The staples vary little among the groups in Gabon. The groups share a landscape and climate, and thus are able to produce the same kinds of things. Bananas, papayas, pineapples, guavas, mangoes, bushbutter, avocado, and coconuts are the fruits. Eggplants, bitter eggplants, feed corn, sugarcane, peanuts, plantains, and tomatoes are also found. Cassava is the main starch. It is a tuber with little nutritional value, but fills the stomach. Its young leaves are picked and used as a vegetable. Protein comes from the sea and rivers, as well as from bush meat hunted by the men.

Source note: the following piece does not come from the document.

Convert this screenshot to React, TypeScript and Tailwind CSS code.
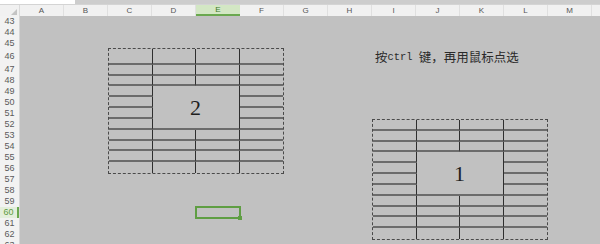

Wines are made from palm trees and sugarcane. The palm wine, in conjunction with a hallucinogenic root called eboga, is used during ceremonies for death, healing, and initiation. In small doses, eboga acts as a stimulant, making it useful for all-night ceremonies. In larger quantities, it is hallucinogenic, allowing participants to “see their ancestors.” Food and wine are offered to the ancestors during the ceremonies, and both men and women partake in these rituals, which are full of drumming, singing and dancing.

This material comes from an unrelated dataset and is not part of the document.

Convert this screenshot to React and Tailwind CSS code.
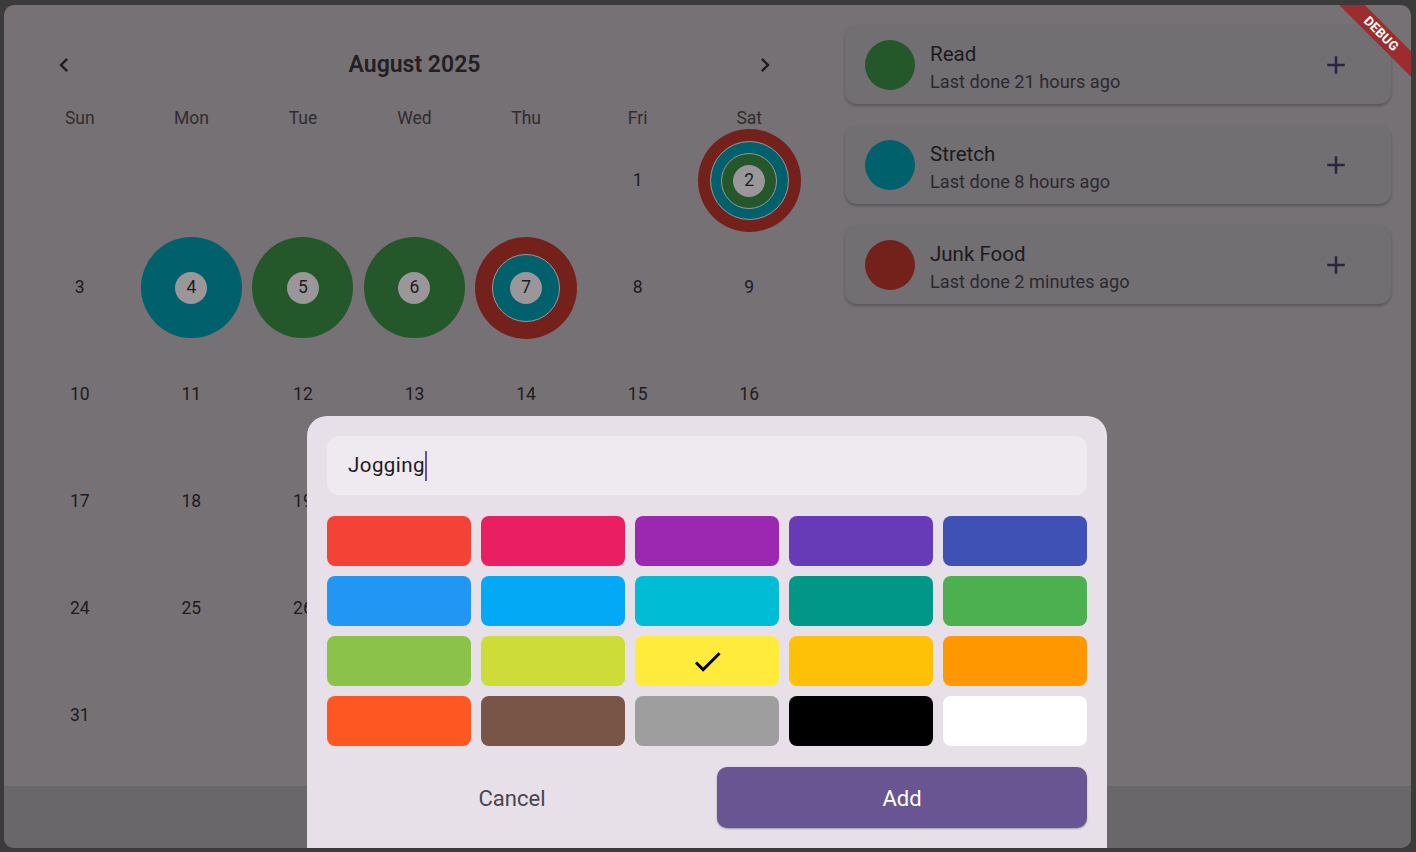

In the villages, the Gabonese are able to provide themselves virtually everything they need. They buy only soap, salt, and medicine. In the cities, however, most of the goods sold are imported and marketed by foreigners. The Gabonese produce enough bananas, plantains, sugar, and soap to export to nearby cities, but 90 percent of the food is imported. West Africans and Lebanese hold title to many of the shops, and women from Cameroon dominate the open markets.
Gabon’s currency, the Communaute Financiere Africaine, is automatically converted into French francs, thus giving trading partners confidence in its security. The bulk of the crude oil goes to France, the United States, Brazil, and Argentina. Major export items include manganese, forest products, and oil. Overall, France receives more than one-third of Gabon’s exports and contributes half of its imports. Gabon also trades with other European nations, the United States, and Japan.